Meat Sausage Rolls
- 160g F.G. Roberts Pastry Mix
- 70g butter (chilled)
- 80mls iced water
- 10ml vinegar
- 1 Egg for brushing
- 1kg beef sausage mince (you can use any fresh minced meat or meat substitute of your choice if preferable)
- 1 carrot, grated
- 1 zucchini, grated
- 1 Granny Smith apple, grated (peeled if you wish)
- 1 Egg
- Salt and pepper, to taste
- Any chopped herbs or dried spices to your taste
Method - Pastry
- Measure flour and add to a good bowl. Add butter chunks one by one from freezer and rub into flour with fingertips until all butter is rubbed in. If you want a lighter and flakier pastry, leave some butter in smaller chunks.
- Add the iced water and vinegar to the mixture and mix in. If mixture is still wet, add 1 tbsp. of flour at a time until mixture comes together.
- Wrap pastry in Clingfilm (Gladwrap) and refrigerate for 20-30 minutes
Method - Filling
- Preheat oven to 180c
- Add sausage mince, grated vegetables, chutney and seasonings.
- Combine all together very well, ready for filling rolls.
- You can sauté the veggies with a little seasoning and olive oil if you prefer, prior to combining. This adds a more caramelised texture and flavour.
- When ready to use, roll pastry out thinly (3-4mm), dusting with a little flour.
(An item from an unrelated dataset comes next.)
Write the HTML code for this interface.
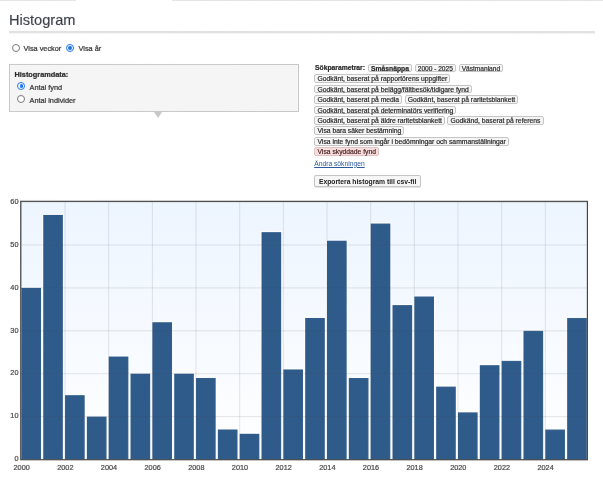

It helps to roll out on some bake sheet.
- Cut edges so you have a rectangle shape, ready to add roll filling to centre in a sausage shape.
- Once you add filling, you can lift the bake sheet, turning the pastry over and rolling, so that the pastry seam is at the bottom.
- Brush roll with well whisked egg if desired.
- Sprinkle with sesame or poppy seeds if desired.
- Cut into your preferred roll length.
- Bake at 180C for 25mins or until cooked through and golden.